Task » Omit the pictures from the entries below and retype everything else exactly.

-- START Material provided --

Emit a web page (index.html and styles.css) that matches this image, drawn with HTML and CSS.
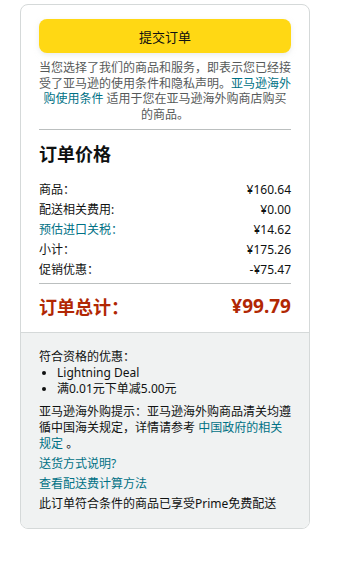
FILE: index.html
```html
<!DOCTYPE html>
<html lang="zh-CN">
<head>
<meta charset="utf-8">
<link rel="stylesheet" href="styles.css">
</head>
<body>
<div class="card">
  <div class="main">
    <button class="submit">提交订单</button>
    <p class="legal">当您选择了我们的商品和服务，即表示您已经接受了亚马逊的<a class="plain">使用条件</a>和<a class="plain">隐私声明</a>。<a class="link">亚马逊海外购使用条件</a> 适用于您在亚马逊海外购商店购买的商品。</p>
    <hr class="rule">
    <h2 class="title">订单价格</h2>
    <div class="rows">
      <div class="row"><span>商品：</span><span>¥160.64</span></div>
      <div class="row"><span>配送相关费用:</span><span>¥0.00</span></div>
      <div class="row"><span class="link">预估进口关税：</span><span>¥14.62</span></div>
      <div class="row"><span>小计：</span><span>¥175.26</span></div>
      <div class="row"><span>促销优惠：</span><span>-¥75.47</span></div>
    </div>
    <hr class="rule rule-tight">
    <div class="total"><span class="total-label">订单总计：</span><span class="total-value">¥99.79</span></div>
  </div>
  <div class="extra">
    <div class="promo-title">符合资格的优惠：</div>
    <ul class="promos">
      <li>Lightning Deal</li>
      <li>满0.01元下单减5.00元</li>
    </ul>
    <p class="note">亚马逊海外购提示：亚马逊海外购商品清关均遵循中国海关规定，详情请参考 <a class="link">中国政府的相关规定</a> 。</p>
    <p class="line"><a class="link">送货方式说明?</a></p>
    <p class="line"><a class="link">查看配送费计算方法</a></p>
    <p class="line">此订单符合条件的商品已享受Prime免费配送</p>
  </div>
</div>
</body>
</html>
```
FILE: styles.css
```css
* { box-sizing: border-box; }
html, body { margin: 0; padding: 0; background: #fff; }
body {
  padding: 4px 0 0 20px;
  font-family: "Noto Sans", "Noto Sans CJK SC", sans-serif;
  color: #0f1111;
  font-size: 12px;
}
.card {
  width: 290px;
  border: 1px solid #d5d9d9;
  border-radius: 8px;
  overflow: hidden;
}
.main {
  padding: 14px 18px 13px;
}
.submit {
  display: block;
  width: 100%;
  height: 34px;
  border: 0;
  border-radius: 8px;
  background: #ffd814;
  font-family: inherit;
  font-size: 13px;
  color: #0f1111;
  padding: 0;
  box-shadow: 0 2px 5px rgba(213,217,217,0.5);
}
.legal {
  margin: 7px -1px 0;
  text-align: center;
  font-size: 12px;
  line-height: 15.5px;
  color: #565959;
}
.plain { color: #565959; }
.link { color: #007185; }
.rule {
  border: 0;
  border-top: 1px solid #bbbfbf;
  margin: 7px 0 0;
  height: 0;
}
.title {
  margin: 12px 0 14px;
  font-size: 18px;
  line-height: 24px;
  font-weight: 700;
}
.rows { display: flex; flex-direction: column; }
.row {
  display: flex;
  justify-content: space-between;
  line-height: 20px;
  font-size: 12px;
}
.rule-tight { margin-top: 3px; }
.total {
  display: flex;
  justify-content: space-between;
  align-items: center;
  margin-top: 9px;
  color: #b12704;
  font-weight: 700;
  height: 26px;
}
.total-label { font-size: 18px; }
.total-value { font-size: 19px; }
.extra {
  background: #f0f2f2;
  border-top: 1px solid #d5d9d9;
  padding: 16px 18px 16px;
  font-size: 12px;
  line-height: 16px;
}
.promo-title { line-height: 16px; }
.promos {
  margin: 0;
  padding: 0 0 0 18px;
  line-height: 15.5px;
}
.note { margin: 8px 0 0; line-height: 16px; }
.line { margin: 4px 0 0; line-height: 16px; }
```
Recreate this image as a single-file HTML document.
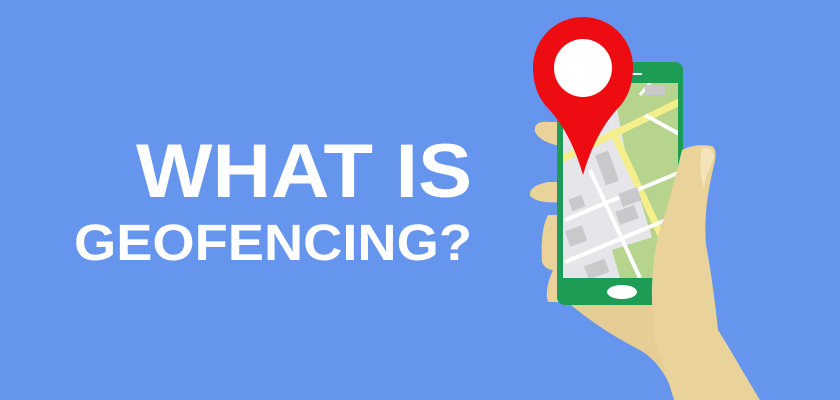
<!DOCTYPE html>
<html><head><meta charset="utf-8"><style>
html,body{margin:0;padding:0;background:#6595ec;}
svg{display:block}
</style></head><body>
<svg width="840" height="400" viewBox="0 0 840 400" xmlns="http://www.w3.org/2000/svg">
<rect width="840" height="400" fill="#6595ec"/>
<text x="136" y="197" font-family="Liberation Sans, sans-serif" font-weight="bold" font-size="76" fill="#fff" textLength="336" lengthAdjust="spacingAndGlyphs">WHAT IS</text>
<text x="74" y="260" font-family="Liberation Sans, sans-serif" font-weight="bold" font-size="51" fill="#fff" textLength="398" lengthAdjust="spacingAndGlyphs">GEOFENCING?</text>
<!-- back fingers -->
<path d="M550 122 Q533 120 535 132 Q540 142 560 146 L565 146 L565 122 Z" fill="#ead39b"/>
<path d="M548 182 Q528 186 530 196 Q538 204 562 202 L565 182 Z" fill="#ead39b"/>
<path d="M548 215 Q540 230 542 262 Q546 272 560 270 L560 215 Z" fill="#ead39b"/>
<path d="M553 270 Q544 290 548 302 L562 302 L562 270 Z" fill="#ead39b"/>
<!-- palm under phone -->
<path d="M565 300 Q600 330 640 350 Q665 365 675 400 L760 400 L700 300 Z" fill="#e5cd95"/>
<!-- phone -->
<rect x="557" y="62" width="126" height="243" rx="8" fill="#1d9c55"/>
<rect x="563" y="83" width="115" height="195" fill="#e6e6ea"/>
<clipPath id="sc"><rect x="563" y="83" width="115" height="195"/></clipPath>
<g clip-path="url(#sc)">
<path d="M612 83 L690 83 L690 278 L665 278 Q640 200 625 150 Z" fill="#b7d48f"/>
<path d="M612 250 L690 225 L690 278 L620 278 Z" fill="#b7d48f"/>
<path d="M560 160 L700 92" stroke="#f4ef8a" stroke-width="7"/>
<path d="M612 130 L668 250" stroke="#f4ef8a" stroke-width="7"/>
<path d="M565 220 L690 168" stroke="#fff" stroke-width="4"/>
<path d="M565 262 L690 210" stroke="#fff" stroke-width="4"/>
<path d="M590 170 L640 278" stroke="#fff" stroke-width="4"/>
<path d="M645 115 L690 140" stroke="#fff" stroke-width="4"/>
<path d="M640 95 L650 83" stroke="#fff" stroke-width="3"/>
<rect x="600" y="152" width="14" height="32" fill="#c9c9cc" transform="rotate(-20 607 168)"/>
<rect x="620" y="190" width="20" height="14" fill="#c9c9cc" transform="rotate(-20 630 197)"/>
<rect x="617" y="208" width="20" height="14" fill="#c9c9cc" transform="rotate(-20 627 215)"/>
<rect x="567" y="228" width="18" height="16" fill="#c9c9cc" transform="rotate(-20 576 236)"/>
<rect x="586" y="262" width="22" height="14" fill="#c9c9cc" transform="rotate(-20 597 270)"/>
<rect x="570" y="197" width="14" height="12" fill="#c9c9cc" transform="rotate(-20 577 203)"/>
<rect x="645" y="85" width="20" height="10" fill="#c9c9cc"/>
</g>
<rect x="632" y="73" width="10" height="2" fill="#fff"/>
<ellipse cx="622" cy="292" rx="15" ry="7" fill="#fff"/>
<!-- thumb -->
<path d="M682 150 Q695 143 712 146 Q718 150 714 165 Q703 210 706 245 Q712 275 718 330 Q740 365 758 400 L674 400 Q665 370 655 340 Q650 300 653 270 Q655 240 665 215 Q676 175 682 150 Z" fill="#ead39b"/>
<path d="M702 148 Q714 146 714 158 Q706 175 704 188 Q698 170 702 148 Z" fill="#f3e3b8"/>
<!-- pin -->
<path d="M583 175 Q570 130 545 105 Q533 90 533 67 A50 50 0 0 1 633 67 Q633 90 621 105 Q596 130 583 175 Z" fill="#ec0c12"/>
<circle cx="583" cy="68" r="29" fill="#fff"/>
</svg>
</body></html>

-- END Material provided --

Exercise output »
Emit a web page (index.html and styles.css) that matches this image, drawn with HTML and CSS.
FILE: index.html
```html
<!DOCTYPE html>
<html lang="zh-CN">
<head>
<meta charset="utf-8">
<link rel="stylesheet" href="styles.css">
</head>
<body>
<div class="card">
  <div class="main">
    <button class="submit">提交订单</button>
    <p class="legal">当您选择了我们的商品和服务，即表示您已经接受了亚马逊的<a class="plain">使用条件</a>和<a class="plain">隐私声明</a>。<a class="link">亚马逊海外购使用条件</a> 适用于您在亚马逊海外购商店购买的商品。</p>
    <hr class="rule">
    <h2 class="title">订单价格</h2>
    <div class="rows">
      <div class="row"><span>商品：</span><span>¥160.64</span></div>
      <div class="row"><span>配送相关费用:</span><span>¥0.00</span></div>
      <div class="row"><span class="link">预估进口关税：</span><span>¥14.62</span></div>
      <div class="row"><span>小计：</span><span>¥175.26</span></div>
      <div class="row"><span>促销优惠：</span><span>-¥75.47</span></div>
    </div>
    <hr class="rule rule-tight">
    <div class="total"><span class="total-label">订单总计：</span><span class="total-value">¥99.79</span></div>
  </div>
  <div class="extra">
    <div class="promo-title">符合资格的优惠：</div>
    <ul class="promos">
      <li>Lightning Deal</li>
      <li>满0.01元下单减5.00元</li>
    </ul>
    <p class="note">亚马逊海外购提示：亚马逊海外购商品清关均遵循中国海关规定，详情请参考 <a class="link">中国政府的相关规定</a> 。</p>
    <p class="line"><a class="link">送货方式说明?</a></p>
    <p class="line"><a class="link">查看配送费计算方法</a></p>
    <p class="line">此订单符合条件的商品已享受Prime免费配送</p>
  </div>
</div>
</body>
</html>
```
FILE: styles.css
```css
* { box-sizing: border-box; }
html, body { margin: 0; padding: 0; background: #fff; }
body {
  padding: 4px 0 0 20px;
  font-family: "Noto Sans", "Noto Sans CJK SC", sans-serif;
  color: #0f1111;
  font-size: 12px;
}
.card {
  width: 290px;
  border: 1px solid #d5d9d9;
  border-radius: 8px;
  overflow: hidden;
}
.main {
  padding: 14px 18px 13px;
}
.submit {
  display: block;
  width: 100%;
  height: 34px;
  border: 0;
  border-radius: 8px;
  background: #ffd814;
  font-family: inherit;
  font-size: 13px;
  color: #0f1111;
  padding: 0;
  box-shadow: 0 2px 5px rgba(213,217,217,0.5);
}
.legal {
  margin: 7px -1px 0;
  text-align: center;
  font-size: 12px;
  line-height: 15.5px;
  color: #565959;
}
.plain { color: #565959; }
.link { color: #007185; }
.rule {
  border: 0;
  border-top: 1px solid #bbbfbf;
  margin: 7px 0 0;
  height: 0;
}
.title {
  margin: 12px 0 14px;
  font-size: 18px;
  line-height: 24px;
  font-weight: 700;
}
.rows { display: flex; flex-direction: column; }
.row {
  display: flex;
  justify-content: space-between;
  line-height: 20px;
  font-size: 12px;
}
.rule-tight { margin-top: 3px; }
.total {
  display: flex;
  justify-content: space-between;
  align-items: center;
  margin-top: 9px;
  color: #b12704;
  font-weight: 700;
  height: 26px;
}
.total-label { font-size: 18px; }
.total-value { font-size: 19px; }
.extra {
  background: #f0f2f2;
  border-top: 1px solid #d5d9d9;
  padding: 16px 18px 16px;
  font-size: 12px;
  line-height: 16px;
}
.promo-title { line-height: 16px; }
.promos {
  margin: 0;
  padding: 0 0 0 18px;
  line-height: 15.5px;
}
.note { margin: 8px 0 0; line-height: 16px; }
.line { margin: 4px 0 0; line-height: 16px; }
```
Recreate this image as a single-file HTML document.
<!DOCTYPE html>
<html><head><meta charset="utf-8"><style>
html,body{margin:0;padding:0;background:#6595ec;}
svg{display:block}
</style></head><body>
<svg width="840" height="400" viewBox="0 0 840 400" xmlns="http://www.w3.org/2000/svg">
<rect width="840" height="400" fill="#6595ec"/>
<text x="136" y="197" font-family="Liberation Sans, sans-serif" font-weight="bold" font-size="76" fill="#fff" textLength="336" lengthAdjust="spacingAndGlyphs">WHAT IS</text>
<text x="74" y="260" font-family="Liberation Sans, sans-serif" font-weight="bold" font-size="51" fill="#fff" textLength="398" lengthAdjust="spacingAndGlyphs">GEOFENCING?</text>
<!-- back fingers -->
<path d="M550 122 Q533 120 535 132 Q540 142 560 146 L565 146 L565 122 Z" fill="#ead39b"/>
<path d="M548 182 Q528 186 530 196 Q538 204 562 202 L565 182 Z" fill="#ead39b"/>
<path d="M548 215 Q540 230 542 262 Q546 272 560 270 L560 215 Z" fill="#ead39b"/>
<path d="M553 270 Q544 290 548 302 L562 302 L562 270 Z" fill="#ead39b"/>
<!-- palm under phone -->
<path d="M565 300 Q600 330 640 350 Q665 365 675 400 L760 400 L700 300 Z" fill="#e5cd95"/>
<!-- phone -->
<rect x="557" y="62" width="126" height="243" rx="8" fill="#1d9c55"/>
<rect x="563" y="83" width="115" height="195" fill="#e6e6ea"/>
<clipPath id="sc"><rect x="563" y="83" width="115" height="195"/></clipPath>
<g clip-path="url(#sc)">
<path d="M612 83 L690 83 L690 278 L665 278 Q640 200 625 150 Z" fill="#b7d48f"/>
<path d="M612 250 L690 225 L690 278 L620 278 Z" fill="#b7d48f"/>
<path d="M560 160 L700 92" stroke="#f4ef8a" stroke-width="7"/>
<path d="M612 130 L668 250" stroke="#f4ef8a" stroke-width="7"/>
<path d="M565 220 L690 168" stroke="#fff" stroke-width="4"/>
<path d="M565 262 L690 210" stroke="#fff" stroke-width="4"/>
<path d="M590 170 L640 278" stroke="#fff" stroke-width="4"/>
<path d="M645 115 L690 140" stroke="#fff" stroke-width="4"/>
<path d="M640 95 L650 83" stroke="#fff" stroke-width="3"/>
<rect x="600" y="152" width="14" height="32" fill="#c9c9cc" transform="rotate(-20 607 168)"/>
<rect x="620" y="190" width="20" height="14" fill="#c9c9cc" transform="rotate(-20 630 197)"/>
<rect x="617" y="208" width="20" height="14" fill="#c9c9cc" transform="rotate(-20 627 215)"/>
<rect x="567" y="228" width="18" height="16" fill="#c9c9cc" transform="rotate(-20 576 236)"/>
<rect x="586" y="262" width="22" height="14" fill="#c9c9cc" transform="rotate(-20 597 270)"/>
<rect x="570" y="197" width="14" height="12" fill="#c9c9cc" transform="rotate(-20 577 203)"/>
<rect x="645" y="85" width="20" height="10" fill="#c9c9cc"/>
</g>
<rect x="632" y="73" width="10" height="2" fill="#fff"/>
<ellipse cx="622" cy="292" rx="15" ry="7" fill="#fff"/>
<!-- thumb -->
<path d="M682 150 Q695 143 712 146 Q718 150 714 165 Q703 210 706 245 Q712 275 718 330 Q740 365 758 400 L674 400 Q665 370 655 340 Q650 300 653 270 Q655 240 665 215 Q676 175 682 150 Z" fill="#ead39b"/>
<path d="M702 148 Q714 146 714 158 Q706 175 704 188 Q698 170 702 148 Z" fill="#f3e3b8"/>
<!-- pin -->
<path d="M583 175 Q570 130 545 105 Q533 90 533 67 A50 50 0 0 1 633 67 Q633 90 621 105 Q596 130 583 175 Z" fill="#ec0c12"/>
<circle cx="583" cy="68" r="29" fill="#fff"/>
</svg>
</body></html>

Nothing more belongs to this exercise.